1. Utilisation de Twitter Blue

Le 20 avril, soit 5 jours après le début du conflit, un utilisateur de Twitter a profité de l’aubaine de la réforme des comptes certifiés par Elon Musk pour renommer son compte en « Rapid Support Forces Official », en changeant également son handle en « @RSFSudann ». Il a ensuite payé la certification et publié un communiqué annonçant le décès d’Hemedti (Mohamed Hamdan Dogolo) au combat. Le tweet a été vu plus d’1 million de fois avant d’être supprimé.

2. Sock Puppeting

Le sockpuppet est le fait d’user de fausses identités et est généralement assez utilisé dans des contextes de désinformation et d’influence numérique. Le conflit au Soudan n’y a pas fait exception. Plusieurs comptes inactifs depuis plusieurs années (près de 10 ans pour certains) qui sont réactivés le 17 avril dernier à des fins de propagande. Ces comptes ont pour la plupart publié un seul tweet exprimant leur rattachement aux Forces de Soutien Rapide avant d’avoir été suspendu sur Twitter :

3. Vidéos de jeux vidéo ou anciennes réutilisées

On a également vu un dispositif habituel : des vidéos provenant du jeu vidéo Arma 3 font surface plusieurs fois sur Twitter afin de témoigner de la violence du conflit soudanais.

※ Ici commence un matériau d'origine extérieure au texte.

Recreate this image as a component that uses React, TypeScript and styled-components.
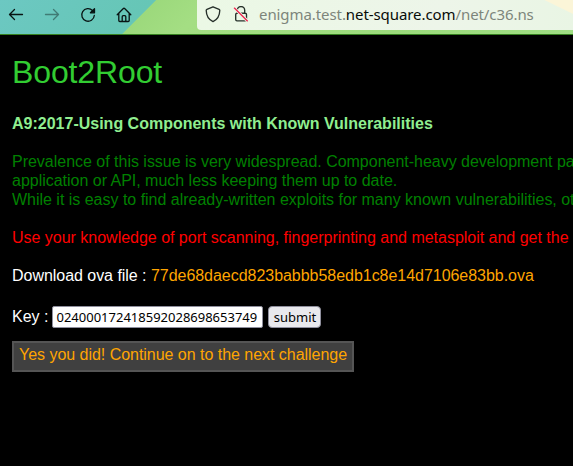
import React from 'react';
import styled, { createGlobalStyle } from 'styled-components';

const GlobalStyle = createGlobalStyle`
  * { box-sizing: border-box; }
  html, body { margin: 0; background: #000; overflow: hidden; }
`;

const Window = styled.div`
  height: 466px;
  overflow: hidden;
  background: #000;
  font: 16px/19px "Liberation Sans", Arial, sans-serif;
`;

const Toolbar = styled.header`
  display: flex;
  align-items: flex-start;
  height: 35px;
  border-bottom: 1px solid #35801f;
  background: linear-gradient(135deg, #6cc8c2 0, #66c6b6 110px, #9cd97c 111px, #a4de83 150px, #9cdb7c 300px, #a0de84 100%);
`;

const NavButtons = styled.nav`
  display: flex;
  gap: 20px;
  width: 197px;
  padding: 7px 0 0 8px;
`;

const NavIcon = styled.svg<{ $dim?: boolean }>`
  display: block;
  flex: none;
  width: 16px;
  height: 16px;
  fill: none;
  stroke: #081413;
  stroke-width: 1.3;
  stroke-linecap: round;
  stroke-linejoin: round;
  opacity: ${(p) => (p.$dim ? 0.42 : 1)};
`;

const AddressBar = styled.div`
  display: flex;
  flex: 1;
  height: 30px;
  padding: 6px 0 0 8px;
  border-radius: 0 0 0 4px;
  background: linear-gradient(26deg, transparent 0 calc(100% - 13px), #fbf5d8 calc(100% - 12px)),
    linear-gradient(100deg, #ebf8e5, #edf5e9 65%, #e9f5e4);
`;

const SecurityIcon = styled.svg`
  flex: none;
  width: 16px;
  height: 17px;
  margin-right: 12px;
  fill: none;
  stroke: #26302a;
  stroke-width: 1.35;
  stroke-linecap: round;
  stroke-linejoin: round;
`;

const Address = styled.div`
  margin-left: -2px;
  margin-top: -1px;
  color: #7d857b;
  font: 15px/19px "Noto Sans", sans-serif;
  letter-spacing: -0.08px;
  white-space: nowrap;
`;

const Domain = styled.span`
  color: #080c08;
`;

const Page = styled.main`
  padding: 17px 0 0 12px;
  white-space: nowrap;
`;

const Title = styled.h1`
  margin: 0;
  color: #32cd32;
  font-size: 32px;
  font-weight: 400;
  line-height: 40px;
  letter-spacing: -0.12px;
`;

const Subtitle = styled.h2`
  margin: 22px 0 19px;
  color: #90ee90;
  font-size: 16px;
  line-height: 19px;
`;

const Paragraph = styled.p<{ $color: string; $spacing?: string }>`
  margin: 0 0 19px;
  color: ${(p) => p.$color};
  letter-spacing: ${(p) => p.$spacing ?? '-0.015px'};
`;

const FileLink = styled.a`
  color: #ffa500;
`;

const KeyForm = styled.form`
  display: flex;
  align-items: center;
  height: 22px;
  margin-top: 21px;
  color: #fff;
`;

const KeyLabel = styled.label`
  padding-bottom: 2px;
`;

const KeyInput = styled.input`
  width: 211px;
  height: 22px;
  margin: 0 5px 0 4px;
  padding: 0 3px;
  border: 1px solid #8f8f9d;
  border-radius: 2px;
  background: #fff;
  color: #000;
  font: 13px "Noto Sans", sans-serif;
`;

const SubmitButton = styled.button`
  width: 53px;
  height: 22px;
  padding: 0;
  border: 1px solid #8f8f9d;
  border-radius: 4px;
  background: #e9e9ed;
  color: #000;
  font: 13px/18px "Noto Sans", sans-serif;
`;

const NextChallenge = styled.a`
  display: block;
  width: 342px;
  height: 31px;
  margin-top: 13px;
  padding: 2px 5px;
  border: 2px solid #555;
  background: #404040;
  color: #ffa500;
  letter-spacing: -0.03px;
`;

export default function App() {
  return (
    <Window>
      <GlobalStyle />
      <Toolbar>
        <NavButtons>
          <NavIcon viewBox="0 0 16 16"><path d="M14.5 7.5H1.5M6.5 2.5l-5 5 5 5" /></NavIcon>
          <NavIcon viewBox="0 0 16 16" $dim><path d="M1.5 7.5h13M9.5 2.5l5 5-5 5" /></NavIcon>
          <NavIcon viewBox="0 0 16 16">
            <path d="M12.5 3.5A6.3 6.3 0 1 0 14.3 8.5" />
            <path d="M14.5 1.7v4.1h-4.1z" fill="#081413" />
          </NavIcon>
          <NavIcon viewBox="0 0 16 16">
            <path d="M1.2 7.7l5.9-6q.9-.8 1.8 0l5.9 6M2.8 6.5v7q0 1 1 1h8.4q1 0 1-1v-7M6.2 14.2V9.7q0-1 1-1h1.6q1 0 1 1v4.5" />
          </NavIcon>
        </NavButtons>
        <AddressBar>
          <SecurityIcon viewBox="0 0 16 17">
            <path d="M8 .8l6.1 2.5q.7.3.7 1C14.7 9 12.8 13.5 8 15.6 3.2 13.5 1.3 9 1.2 4.3q0-.7.7-1z" />
          </SecurityIcon>
          <SecurityIcon viewBox="0 0 16 17">
            <path d="M4.3 7V4.2a3.7 3.7 0 0 1 7.4 0V7M4 7.2h8.2q1.3 0 1.3 1.3v5q0 1.4-1.3 1.4H4q-1.3 0-1.3-1.4v-5Q2.7 7.2 4 7.2z" />
            <path d="M2 2.7l12.4 12.2" stroke="#ebf8e5" strokeWidth="3" />
            <path d="M1.4 2.1l13 12.8" stroke="#ed2450" />
          </SecurityIcon>
          <Address>enigma.test.<Domain>net-square.com</Domain>/net/c36.ns</Address>
        </AddressBar>
      </Toolbar>
      <Page>
        <Title>Boot2Root</Title>
        <Subtitle>A9:2017-Using Components with Known Vulnerabilities</Subtitle>
        <Paragraph $color="#008000">
          Prevalence of this issue is very widespread. Component-heavy development pa
          <br />
          application or API, much less keeping them up to date.
          <br />
          While it is easy to find already-written exploits for many known vulnerabilities, ot
        </Paragraph>
        <Paragraph $color="#ff0000">
          Use your knowledge of port scanning, fingerprinting and metasploit and get the
        </Paragraph>
        <Paragraph $color="#ffffff" $spacing="-0.035px">
          Download ova file : <FileLink>77de68daecd823babbb58edb1c8e14d7106e83bb.ova</FileLink>
        </Paragraph>
        <KeyForm>
          <KeyLabel htmlFor="key">Key :</KeyLabel>
          <KeyInput id="key" defaultValue="024000172418592028698653749" />
          <SubmitButton type="button">submit</SubmitButton>
        </KeyForm>
        <NextChallenge>Yes you did! Continue on to the next challenge</NextChallenge>
      </Page>
    </Window>
  );
}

Toujours dans la continuité de la désinformation, certaines publications reprennent des contenus issus de précédents conflits internationaux. Des vidéos de soldats éthiopiens du Gambela maltraitant des civils, datant de juin 2022 sont réutilisées afin de les faire passer pour des Soudanais et d’aggraver le conflit sur les réseaux.

On retrouve par exemple cette autre vidéo publiée le média Crash Report (222k followers) témoignant de l’intensité des combats au Soudan :

Le tweet enregistre une audience conséquente alors qu’il s’agit en réalité d’une vidéo disponible sur Youtube sous le nom « Targeting Houthi leaders and operation rooms in Yemen », publiée le 1 juin 2020. On retrouve ici notre logique de décontextualisation et de recontextualisation d’un message permettant de peser négativement sur l’opinion publique.

Même chose pour une vidéo rassemblant là aussi beaucoup de retweets et de partages :

La vidéo n’est pourtant pas neuve puisqu’on retrouve une trace du 24 novembre 2022 :

Au final, on remarque que les techniques sont relativement peu nouvelles, mais que les nouvelles règles et algorithmes de Twitter ont un effet nouveau et exponentiel sur les désinformations. Signe que Twitter n’a pas fini de devoir réfléchir à son nouveau modèle et que Twitter a encore de larges marges de progression.

Une étude réalisée par Valentin Benoit.

Annexes de définition

La désinformation renvoie à la dénaturation initiale d’une information en vue d’en faire un message stratégique erroné et biaisé.

Celles-ci sont également définis par la commission Bronner comme « contenu d’information ou ensemble de contenus d’information faux ou inexact(s), crée(s) avec l’intention délibérée d’induire les gens en erreur »[1].

La décontextualisation et la recontextualisation du message par la suite, permettent après publication, d’influencer l’opinion publique. La commission Bronner la définit comme un « contenu d’information fabriqué de toute pièce ou extrêmement inexact sur internet et mis en forme de manière à ressembler à un contenu d’information grand public légitime ».